Konuşmasının ardından CHP Merkez İlçe Başkanı Ali Uyanık,  gazetecilerin sorularını yanıtladı.

Muharrem İnce’nin istifası ile ilgili neler söyleyeceksiniz siz nasıl değerlendiriyorsunuz?
‘’Parti içinde en üst noktalarda görevler verildi, muharrem ince de onlardan birisi.  Muharrem ince bizim cumhurbaşkanı adayımızdı 2018 seçimlerinde. o dönemde ben görevliydim merkez ilçede yine. Bu partide farklılıklarıyla bir arada olanı başarmak gibi bir durumumuz var. Herkes için ayrı bir kariyer planlaması maalesef söz konusu değil. Dolayısıyla maalesef biz isterdik ki son dakikaya kadar da parti içi disiplin kuralları işletilmedi biliyorsunuz. Özellikle bir mağduriyet yaşatılmaması adına.  Sayın ince kendi adına bir partileşme sürecini olgunlaştırıyor.  Kendisine başarılar dileriz. Bunun yakın zamanda orta vadede kısa vadede bilmiyorum neye evirileceğini neye yarayacağını9 hep beraber göreceğiz. Bir gün muharrem ince de dahil tüm maariflerle ve tüm toplumla buluşma dileğimiz bizim tarafımızdan sıcak olarak duracak’’

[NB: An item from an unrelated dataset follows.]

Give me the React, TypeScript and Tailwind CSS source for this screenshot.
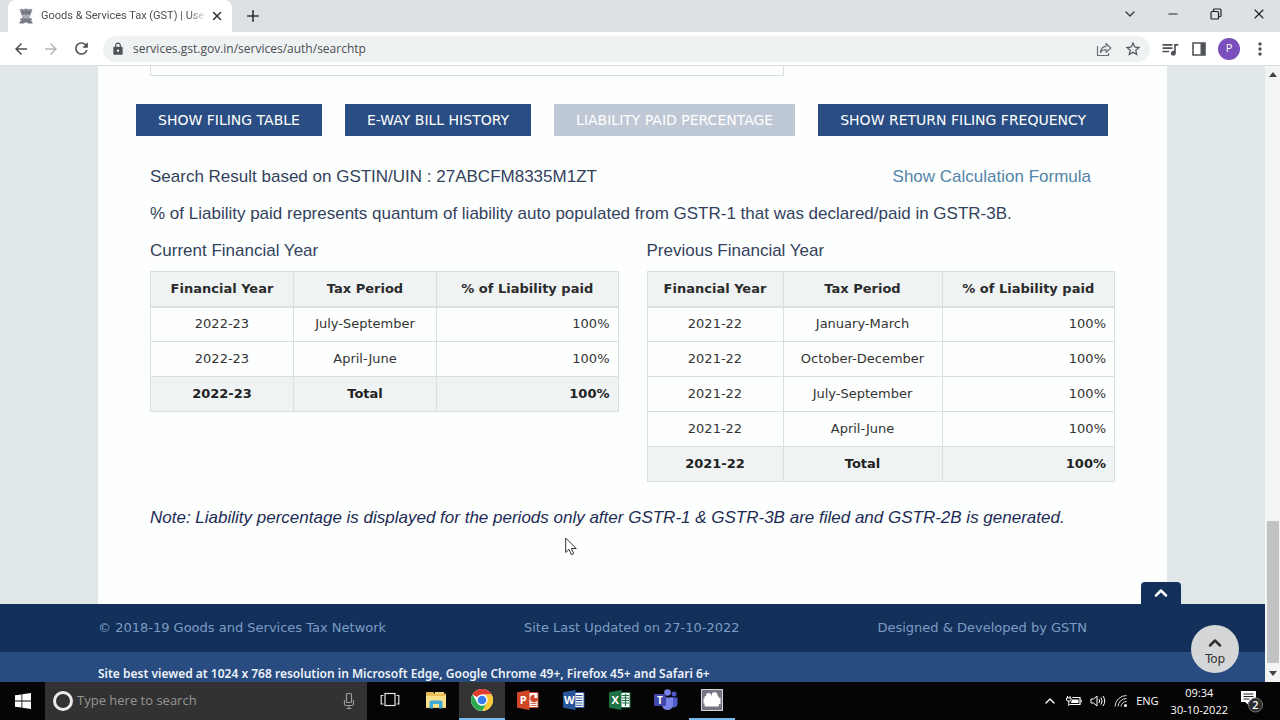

Pandeminin yoğun olduğu dönemde İstanbul Büyükşehir Belediye Başkanı hayatını kaybedenleri açıklamıştı. Çanakkale’de bir çok ilçede CHP’li belediye var. Sizin elinizdeki tahmini rakamı açıklayabilir misiniz?
‘’Açıklayamam. Şöyle açıklarım; bir fikrimiz var.  Rakamları açık söylersek kamuoyunu manipüle etmiş oluruz. Ancak genel olarak bir önceki yıl ile vefat sayıları kıyaslandığında ortaya somut bir veri çıkıyor. Geçen seneye göre vefatların geçen seneye göre vefatların Çanakkale için 2 katı olduğu ortaya çıkıyor. Bu da şu anlama geliyor. Bu kadar katı olması maalesef bu Covid tanısı bu şekilde teşhisle vefat eden yurttaşların dışında çok ciddi bir daha farklı teşhislerle defnedilen kişiler var. Ama sayının normalden fazla olduğu belirtiliyor. Çok net söyleyelim; sağlık meslek örgütlerini bilim kuruluna almayan anlayışın sebebi kendilerine doğruların söylenmesinden rahatsız olan bir liderle biz muhatabız. Çünkü o namuslu ve aklı başında insanlar sesini çıkarabilselerdi eğer binleri toplayıp kongre salonlarında şov yapılmasına hayır diyeceklerdi izin vermeyeceklerdi.
Birileri binlerce insanı topluyor ve bununla şov yapıyor.  Bununla övünüyor bununla gurur duyuyor.  Bu ülke insanı bunları haketmiyor. Bütün yoksulluğumuz acılarımız eksiklerimiz bizimdir ama çözüm bizim tercihlerimizden geçer. Cumhuriyet Halk Partisinin varlık sebebi tam da bu noktada önemli daha da değerli bir noktaya geliyor’’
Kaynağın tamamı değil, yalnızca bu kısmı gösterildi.